## Problem requirements
Reproduce all of the data below without alteration; exclude every picture.

============================================================

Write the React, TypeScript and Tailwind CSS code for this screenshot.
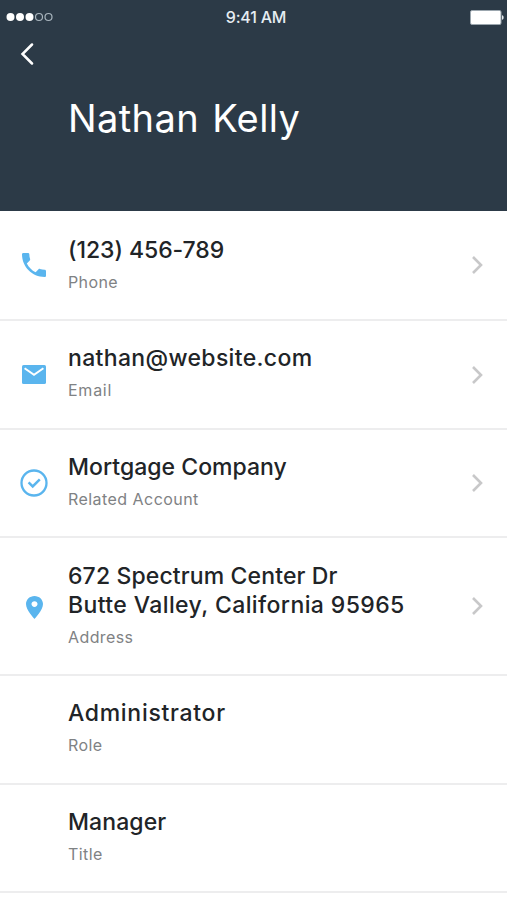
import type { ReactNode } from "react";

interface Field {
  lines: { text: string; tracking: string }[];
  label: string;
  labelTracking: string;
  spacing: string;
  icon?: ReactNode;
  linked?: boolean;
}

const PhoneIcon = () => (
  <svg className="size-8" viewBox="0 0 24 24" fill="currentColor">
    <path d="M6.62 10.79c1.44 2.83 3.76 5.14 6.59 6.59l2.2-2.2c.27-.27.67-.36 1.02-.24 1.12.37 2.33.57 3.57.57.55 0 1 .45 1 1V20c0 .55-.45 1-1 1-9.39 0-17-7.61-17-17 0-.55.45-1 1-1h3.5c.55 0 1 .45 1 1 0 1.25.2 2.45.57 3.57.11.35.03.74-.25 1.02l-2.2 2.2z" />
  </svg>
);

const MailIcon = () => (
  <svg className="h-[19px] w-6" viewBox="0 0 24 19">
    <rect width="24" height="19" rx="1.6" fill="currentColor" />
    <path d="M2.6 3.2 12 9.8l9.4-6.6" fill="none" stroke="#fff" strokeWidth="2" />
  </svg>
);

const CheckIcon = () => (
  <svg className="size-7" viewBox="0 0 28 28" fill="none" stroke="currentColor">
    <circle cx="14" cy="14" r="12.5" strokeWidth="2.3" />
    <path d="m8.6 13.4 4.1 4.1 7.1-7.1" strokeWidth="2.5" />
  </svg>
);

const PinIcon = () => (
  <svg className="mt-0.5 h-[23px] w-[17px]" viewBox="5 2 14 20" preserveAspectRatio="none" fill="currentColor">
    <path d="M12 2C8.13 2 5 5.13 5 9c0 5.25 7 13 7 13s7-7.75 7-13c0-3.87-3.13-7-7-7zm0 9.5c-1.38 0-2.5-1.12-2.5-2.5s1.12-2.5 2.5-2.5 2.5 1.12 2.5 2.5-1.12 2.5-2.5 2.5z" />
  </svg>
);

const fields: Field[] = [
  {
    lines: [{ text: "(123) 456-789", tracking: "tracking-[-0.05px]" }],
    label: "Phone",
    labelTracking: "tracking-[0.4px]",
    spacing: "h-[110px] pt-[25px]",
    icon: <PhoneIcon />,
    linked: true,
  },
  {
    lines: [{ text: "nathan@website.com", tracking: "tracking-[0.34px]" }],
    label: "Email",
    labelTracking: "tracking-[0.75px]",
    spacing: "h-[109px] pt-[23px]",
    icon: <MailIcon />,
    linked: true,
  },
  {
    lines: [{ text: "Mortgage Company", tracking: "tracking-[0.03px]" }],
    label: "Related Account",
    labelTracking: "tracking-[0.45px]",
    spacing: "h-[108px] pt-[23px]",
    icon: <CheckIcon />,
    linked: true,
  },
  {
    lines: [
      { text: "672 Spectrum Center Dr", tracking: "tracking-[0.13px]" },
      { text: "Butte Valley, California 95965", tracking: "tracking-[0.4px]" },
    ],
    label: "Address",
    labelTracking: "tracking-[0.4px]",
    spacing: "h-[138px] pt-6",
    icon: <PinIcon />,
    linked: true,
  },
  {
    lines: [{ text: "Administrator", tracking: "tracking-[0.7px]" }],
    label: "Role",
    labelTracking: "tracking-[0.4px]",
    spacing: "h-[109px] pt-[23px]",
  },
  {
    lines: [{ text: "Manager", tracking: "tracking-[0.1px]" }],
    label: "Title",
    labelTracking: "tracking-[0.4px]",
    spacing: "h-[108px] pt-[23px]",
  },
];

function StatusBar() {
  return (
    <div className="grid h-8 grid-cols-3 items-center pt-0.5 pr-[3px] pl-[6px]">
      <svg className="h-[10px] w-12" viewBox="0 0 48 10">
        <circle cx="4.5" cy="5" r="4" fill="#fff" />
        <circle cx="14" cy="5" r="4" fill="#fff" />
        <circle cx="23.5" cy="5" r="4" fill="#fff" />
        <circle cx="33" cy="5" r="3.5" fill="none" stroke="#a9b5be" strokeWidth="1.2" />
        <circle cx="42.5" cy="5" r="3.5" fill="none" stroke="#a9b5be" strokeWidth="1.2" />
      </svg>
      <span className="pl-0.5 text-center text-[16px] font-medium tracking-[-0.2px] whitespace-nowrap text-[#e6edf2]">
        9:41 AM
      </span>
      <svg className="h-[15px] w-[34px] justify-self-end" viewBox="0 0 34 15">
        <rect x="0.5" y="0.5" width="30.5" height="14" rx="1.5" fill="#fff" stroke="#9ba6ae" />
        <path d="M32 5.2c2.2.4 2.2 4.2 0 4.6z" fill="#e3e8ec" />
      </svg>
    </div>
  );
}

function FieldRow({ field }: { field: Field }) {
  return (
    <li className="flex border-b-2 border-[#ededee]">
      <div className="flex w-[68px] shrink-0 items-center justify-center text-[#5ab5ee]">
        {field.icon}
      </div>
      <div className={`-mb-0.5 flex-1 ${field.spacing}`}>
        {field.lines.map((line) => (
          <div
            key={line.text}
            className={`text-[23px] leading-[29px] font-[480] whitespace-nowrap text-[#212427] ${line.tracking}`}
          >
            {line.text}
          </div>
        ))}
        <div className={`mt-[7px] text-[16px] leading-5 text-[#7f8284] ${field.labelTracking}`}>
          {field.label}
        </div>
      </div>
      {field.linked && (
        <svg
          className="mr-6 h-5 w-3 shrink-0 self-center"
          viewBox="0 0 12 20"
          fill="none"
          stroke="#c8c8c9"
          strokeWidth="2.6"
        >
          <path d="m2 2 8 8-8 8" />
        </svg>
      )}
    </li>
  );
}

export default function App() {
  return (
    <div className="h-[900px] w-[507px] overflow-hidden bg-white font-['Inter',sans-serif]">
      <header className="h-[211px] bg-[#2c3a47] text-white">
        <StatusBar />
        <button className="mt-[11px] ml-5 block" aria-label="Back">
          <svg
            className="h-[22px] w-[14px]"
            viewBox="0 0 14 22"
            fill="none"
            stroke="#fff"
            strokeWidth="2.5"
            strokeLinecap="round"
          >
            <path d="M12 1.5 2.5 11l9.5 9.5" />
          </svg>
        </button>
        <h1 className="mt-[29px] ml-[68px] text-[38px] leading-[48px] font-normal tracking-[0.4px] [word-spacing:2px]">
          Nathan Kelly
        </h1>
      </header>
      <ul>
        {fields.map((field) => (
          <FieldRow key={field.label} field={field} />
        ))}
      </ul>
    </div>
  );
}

============================================================

## Answer to the problem
Write the React, TypeScript and Tailwind CSS code for this screenshot.
import type { ReactNode } from "react";

interface Field {
  lines: { text: string; tracking: string }[];
  label: string;
  labelTracking: string;
  spacing: string;
  icon?: ReactNode;
  linked?: boolean;
}

const PhoneIcon = () => (
  <svg className="size-8" viewBox="0 0 24 24" fill="currentColor">
    <path d="M6.62 10.79c1.44 2.83 3.76 5.14 6.59 6.59l2.2-2.2c.27-.27.67-.36 1.02-.24 1.12.37 2.33.57 3.57.57.55 0 1 .45 1 1V20c0 .55-.45 1-1 1-9.39 0-17-7.61-17-17 0-.55.45-1 1-1h3.5c.55 0 1 .45 1 1 0 1.25.2 2.45.57 3.57.11.35.03.74-.25 1.02l-2.2 2.2z" />
  </svg>
);

const MailIcon = () => (
  <svg className="h-[19px] w-6" viewBox="0 0 24 19">
    <rect width="24" height="19" rx="1.6" fill="currentColor" />
    <path d="M2.6 3.2 12 9.8l9.4-6.6" fill="none" stroke="#fff" strokeWidth="2" />
  </svg>
);

const CheckIcon = () => (
  <svg className="size-7" viewBox="0 0 28 28" fill="none" stroke="currentColor">
    <circle cx="14" cy="14" r="12.5" strokeWidth="2.3" />
    <path d="m8.6 13.4 4.1 4.1 7.1-7.1" strokeWidth="2.5" />
  </svg>
);

const PinIcon = () => (
  <svg className="mt-0.5 h-[23px] w-[17px]" viewBox="5 2 14 20" preserveAspectRatio="none" fill="currentColor">
    <path d="M12 2C8.13 2 5 5.13 5 9c0 5.25 7 13 7 13s7-7.75 7-13c0-3.87-3.13-7-7-7zm0 9.5c-1.38 0-2.5-1.12-2.5-2.5s1.12-2.5 2.5-2.5 2.5 1.12 2.5 2.5-1.12 2.5-2.5 2.5z" />
  </svg>
);

const fields: Field[] = [
  {
    lines: [{ text: "(123) 456-789", tracking: "tracking-[-0.05px]" }],
    label: "Phone",
    labelTracking: "tracking-[0.4px]",
    spacing: "h-[110px] pt-[25px]",
    icon: <PhoneIcon />,
    linked: true,
  },
  {
    lines: [{ text: "nathan@website.com", tracking: "tracking-[0.34px]" }],
    label: "Email",
    labelTracking: "tracking-[0.75px]",
    spacing: "h-[109px] pt-[23px]",
    icon: <MailIcon />,
    linked: true,
  },
  {
    lines: [{ text: "Mortgage Company", tracking: "tracking-[0.03px]" }],
    label: "Related Account",
    labelTracking: "tracking-[0.45px]",
    spacing: "h-[108px] pt-[23px]",
    icon: <CheckIcon />,
    linked: true,
  },
  {
    lines: [
      { text: "672 Spectrum Center Dr", tracking: "tracking-[0.13px]" },
      { text: "Butte Valley, California 95965", tracking: "tracking-[0.4px]" },
    ],
    label: "Address",
    labelTracking: "tracking-[0.4px]",
    spacing: "h-[138px] pt-6",
    icon: <PinIcon />,
    linked: true,
  },
  {
    lines: [{ text: "Administrator", tracking: "tracking-[0.7px]" }],
    label: "Role",
    labelTracking: "tracking-[0.4px]",
    spacing: "h-[109px] pt-[23px]",
  },
  {
    lines: [{ text: "Manager", tracking: "tracking-[0.1px]" }],
    label: "Title",
    labelTracking: "tracking-[0.4px]",
    spacing: "h-[108px] pt-[23px]",
  },
];

function StatusBar() {
  return (
    <div className="grid h-8 grid-cols-3 items-center pt-0.5 pr-[3px] pl-[6px]">
      <svg className="h-[10px] w-12" viewBox="0 0 48 10">
        <circle cx="4.5" cy="5" r="4" fill="#fff" />
        <circle cx="14" cy="5" r="4" fill="#fff" />
        <circle cx="23.5" cy="5" r="4" fill="#fff" />
        <circle cx="33" cy="5" r="3.5" fill="none" stroke="#a9b5be" strokeWidth="1.2" />
        <circle cx="42.5" cy="5" r="3.5" fill="none" stroke="#a9b5be" strokeWidth="1.2" />
      </svg>
      <span className="pl-0.5 text-center text-[16px] font-medium tracking-[-0.2px] whitespace-nowrap text-[#e6edf2]">
        9:41 AM
      </span>
      <svg className="h-[15px] w-[34px] justify-self-end" viewBox="0 0 34 15">
        <rect x="0.5" y="0.5" width="30.5" height="14" rx="1.5" fill="#fff" stroke="#9ba6ae" />
        <path d="M32 5.2c2.2.4 2.2 4.2 0 4.6z" fill="#e3e8ec" />
      </svg>
    </div>
  );
}

function FieldRow({ field }: { field: Field }) {
  return (
    <li className="flex border-b-2 border-[#ededee]">
      <div className="flex w-[68px] shrink-0 items-center justify-center text-[#5ab5ee]">
        {field.icon}
      </div>
      <div className={`-mb-0.5 flex-1 ${field.spacing}`}>
        {field.lines.map((line) => (
          <div
            key={line.text}
            className={`text-[23px] leading-[29px] font-[480] whitespace-nowrap text-[#212427] ${line.tracking}`}
          >
            {line.text}
          </div>
        ))}
        <div className={`mt-[7px] text-[16px] leading-5 text-[#7f8284] ${field.labelTracking}`}>
          {field.label}
        </div>
      </div>
      {field.linked && (
        <svg
          className="mr-6 h-5 w-3 shrink-0 self-center"
          viewBox="0 0 12 20"
          fill="none"
          stroke="#c8c8c9"
          strokeWidth="2.6"
        >
          <path d="m2 2 8 8-8 8" />
        </svg>
      )}
    </li>
  );
}

export default function App() {
  return (
    <div className="h-[900px] w-[507px] overflow-hidden bg-white font-['Inter',sans-serif]">
      <header className="h-[211px] bg-[#2c3a47] text-white">
        <StatusBar />
        <button className="mt-[11px] ml-5 block" aria-label="Back">
          <svg
            className="h-[22px] w-[14px]"
            viewBox="0 0 14 22"
            fill="none"
            stroke="#fff"
            strokeWidth="2.5"
            strokeLinecap="round"
          >
            <path d="M12 1.5 2.5 11l9.5 9.5" />
          </svg>
        </button>
        <h1 className="mt-[29px] ml-[68px] text-[38px] leading-[48px] font-normal tracking-[0.4px] [word-spacing:2px]">
          Nathan Kelly
        </h1>
      </header>
      <ul>
        {fields.map((field) => (
          <FieldRow key={field.label} field={field} />
        ))}
      </ul>
    </div>
  );
}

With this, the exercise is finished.